My maternal grandmother, Stephanie Plumb, was the devout Catholic that raised my mother. She was born and raised in Massachusetts, and moved to Washington state after marrying my grandfather. Later in life, like my mother, she converted to Mormonism. Here’s what she told me about her relation to her Heavenly Mother: “Even when I was a Catholic girl, I always knew I had a mother in heaven.” At this point her voice cracked as she continued, “It has been everything in my life. I know where my Heavenly Mother is. I know she’s watching over us.”
My paternal grandmother, Margery Cannon Wiscomb, was born and raised in Salt Lake City. She and my grandfather descend from Mormon pioneers.

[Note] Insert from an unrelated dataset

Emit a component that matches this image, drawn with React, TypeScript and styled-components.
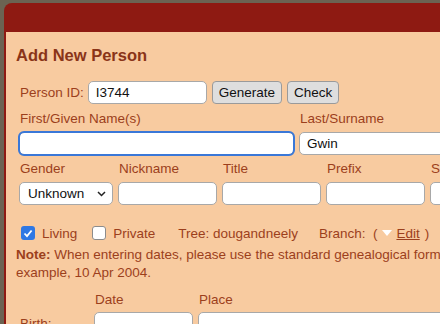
import React from "react";
import styled, { createGlobalStyle } from "styled-components";

const Global = createGlobalStyle`
  html, body {
    margin: 0;
    padding: 0;
    background: #6b6352;
    overflow: hidden;
  }
  body {
    font-family: "Liberation Sans", Arial, sans-serif;
  }
`;

const Page = styled.div`
  width: 440px;
  height: 324px;
  overflow: hidden;
  padding: 3px 0 0 4px;
  box-sizing: border-box;
`;

const Modal = styled.div`
  width: 600px;
  background: #8e1a12;
  border-radius: 8px 0 0 0;
  padding-left: 2px;
`;

const Header = styled.div`
  height: 29px;
`;

const Body = styled.div`
  background: #f8cba0;
  padding: 14px 0 40px 10px;
  color: #9c3f1c;
  font-size: 13.5px;
`;

const Title = styled.h2`
  margin: 0 0 16px 0;
  font-size: 16.5px;
  line-height: 19px;
  font-weight: bold;
  color: #8a3418;
`;

const Indent = styled.div`
  padding-left: 3px;
`;

const Row = styled.div<{ $mb?: number; $bottom?: boolean }>`
  display: flex;
  align-items: ${(p) => (p.$bottom ? "flex-end" : "center")};
  gap: 5px;
  margin-bottom: ${(p) => p.$mb ?? 0}px;
`;

const Label = styled.span`
  margin: 0 -1px 0 1px;
`;

const Field = styled.div`
  display: flex;
  flex-direction: column;
  gap: 6px;
`;

const FieldLabel = styled.span<{ $pt?: number }>`
  padding-left: 1px;
  padding-top: ${(p) => p.$pt ?? 0}px;
  line-height: 15px;
`;

const Input = styled.input<{ $w: number; $focus?: boolean }>`
  width: ${(p) => p.$w}px;
  height: 23px;
  box-sizing: border-box;
  border: 1px solid #a8a8a8;
  border-radius: 5px;
  background: #fff;
  font-family: "Liberation Sans", Arial, sans-serif;
  font-size: 13.5px;
  color: #111;
  padding: 0 7px;
  outline: ${(p) => (p.$focus ? "2px solid #3a78d8" : "none")};
  outline-offset: -1px;
  caret-color: #222;
`;

const Button = styled.button`
  height: 23px;
  box-sizing: border-box;
  border: 1px solid #9a9a9a;
  border-radius: 4px;
  background: #dedede;
  font-family: "Liberation Sans", Arial, sans-serif;
  font-size: 13.5px;
  color: #111;
  padding: 0 6px;
`;

const Select = styled.div`
  width: 94px;
  height: 23px;
  box-sizing: border-box;
  border: 1px solid #a8a8a8;
  border-radius: 5px;
  background: #fff;
  display: flex;
  align-items: center;
  justify-content: space-between;
  padding: 0 6px 0 8px;
  color: #111;
`;

const Check = styled.span<{ $on?: boolean }>`
  width: 14px;
  height: 14px;
  box-sizing: border-box;
  border-radius: 3px;
  display: inline-flex;
  align-items: center;
  justify-content: center;
  background: ${(p) => (p.$on ? "#2f78e4" : "#fff")};
  border: ${(p) => (p.$on ? "none" : "1.5px solid #8c8c8c")};
  margin-right: 7px;
`;

const CheckItem = styled.span<{ $ml?: number }>`
  display: inline-flex;
  align-items: center;
  margin-left: ${(p) => p.$ml ?? 0}px;
`;

const OptionsRow = styled.div`
  display: flex;
  align-items: center;
  padding-left: 5px;
  height: 16px;
  margin-top: 20px;
`;

const Tree = styled.span`
  margin-left: 23px;
`;

const Branch = styled.span`
  margin-left: 21px;
  display: inline-flex;
  align-items: center;
`;

const Tri = styled.span`
  display: inline-block;
  width: 0;
  height: 0;
  border-left: 5px solid transparent;
  border-right: 5px solid transparent;
  border-top: 6px solid #fff;
  margin: 0 4px 0 5px;
`;

const EditLink = styled.span`
  text-decoration: underline;
  margin-right: 5px;
`;

const Note = styled.p`
  margin: 5px 0 0 0;
  line-height: 18px;
  white-space: nowrap;
  b {
    font-weight: bold;
  }
`;

const EventGrid = styled.div`
  display: grid;
  grid-template-columns: 70px 99px 300px;
  column-gap: 5px;
  row-gap: 5px;
  margin-top: 10px;
  padding-left: 3px;
  align-items: start;
`;

const Empty = styled.span``;

export default function App() {
  return (
    <>
      <Global />
      <Page>
        <Modal>
          <Header />
          <Body>
            <Title>Add New Person</Title>
            <Indent>
              <Row $mb={7}>
                <Label>Person ID:</Label>
                <Input $w={119} defaultValue="I3744" readOnly />
                <Button>Generate</Button>
                <Button>Check</Button>
              </Row>
              <Row $mb={6} $bottom>
                <Field>
                  <FieldLabel>First/Given Name(s)</FieldLabel>
                  <Input $w={275} $focus />
                </Field>
                <Field>
                  <FieldLabel>Last/Surname</FieldLabel>
                  <Input $w={200} defaultValue="Gwin" readOnly />
                </Field>
              </Row>
              <Row $bottom>
                <Field>
                  <FieldLabel>Gender</FieldLabel>
                  <Select>
                    <span>Unknown</span>
                    <svg width="9" height="6" viewBox="0 0 9 6">
                      <path d="M1 1l3.5 3.5L8 1" fill="none" stroke="#222" strokeWidth="1.5" />
                    </svg>
                  </Select>
                </Field>
                <Field>
                  <FieldLabel>Nickname</FieldLabel>
                  <Input $w={99} readOnly />
                </Field>
                <Field>
                  <FieldLabel>Title</FieldLabel>
                  <Input $w={99} readOnly />
                </Field>
                <Field>
                  <FieldLabel>Prefix</FieldLabel>
                  <Input $w={99} readOnly />
                </Field>
                <Field>
                  <FieldLabel>Suffix</FieldLabel>
                  <Input $w={99} readOnly />
                </Field>
              </Row>
            </Indent>
            <OptionsRow>
              <CheckItem>
                <Check $on>
                  <svg width="10" height="9" viewBox="0 0 10 9">
                    <path d="M1.5 4.5l2.5 2.6L8.6 1.5" fill="none" stroke="#fff" strokeWidth="1.8" />
                  </svg>
                </Check>
                Living
              </CheckItem>
              <CheckItem $ml={15}>
                <Check />
                Private
              </CheckItem>
              <Tree>Tree: dougandneely</Tree>
              <Branch>
                Branch:&nbsp; (<Tri />
                <EditLink>Edit</EditLink>)
              </Branch>
            </OptionsRow>
            <Note>
              <b>Note:</b> When entering dates, please use the standard genealogical format. For
              <br />
              example, 10 Apr 2004.
            </Note>
            <EventGrid>
              <Empty />
              <FieldLabel>Date</FieldLabel>
              <FieldLabel>Place</FieldLabel>
              <FieldLabel $pt={4}>Birth:</FieldLabel>
              <Input $w={99} readOnly />
              <Input $w={300} readOnly />
            </EventGrid>
          </Body>
        </Modal>
      </Page>
    </>
  );
}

Here’s part of what she told me about her relation to her Heavenly Mother: “I do not pray to her, but I certainly honor, respect and cherish her as my Heavenly Mother. I believe she cherishes each one of her children and is interested in what we do; and like our Heavenly Father, she’s experienced mortal life, so she understands our situation.”
My wife, Dorothee Cannon, was born and raised in France. She and her family were also Catholic until her mother met some Mormon missionaries, which led to their conversions. Here’s what she told me about her relation to her Heavenly Mother: “I believe she’s the mother of my spirit, that she’s loving and nurturing, and that the love from a mother on earth can reflect the kind of love that our Heavenly Mother has for us.”
Motherhood has immeasurably enriched my own life. I love my strong mother, who has been and is my champion; my wise grandmothers, who have long shown me through their examples how to recognize and enjoy the best; and my beautiful wife, whose uncontainable kindness overflows into our children and all who know her. I’m grateful for the bountiful and fragile world that we all share; and particularly in this room, I’m grateful for our common trust that God is incomplete without our Heavenly Mother. With these thoughts and feelings, I wish you a happy Mother’s Day.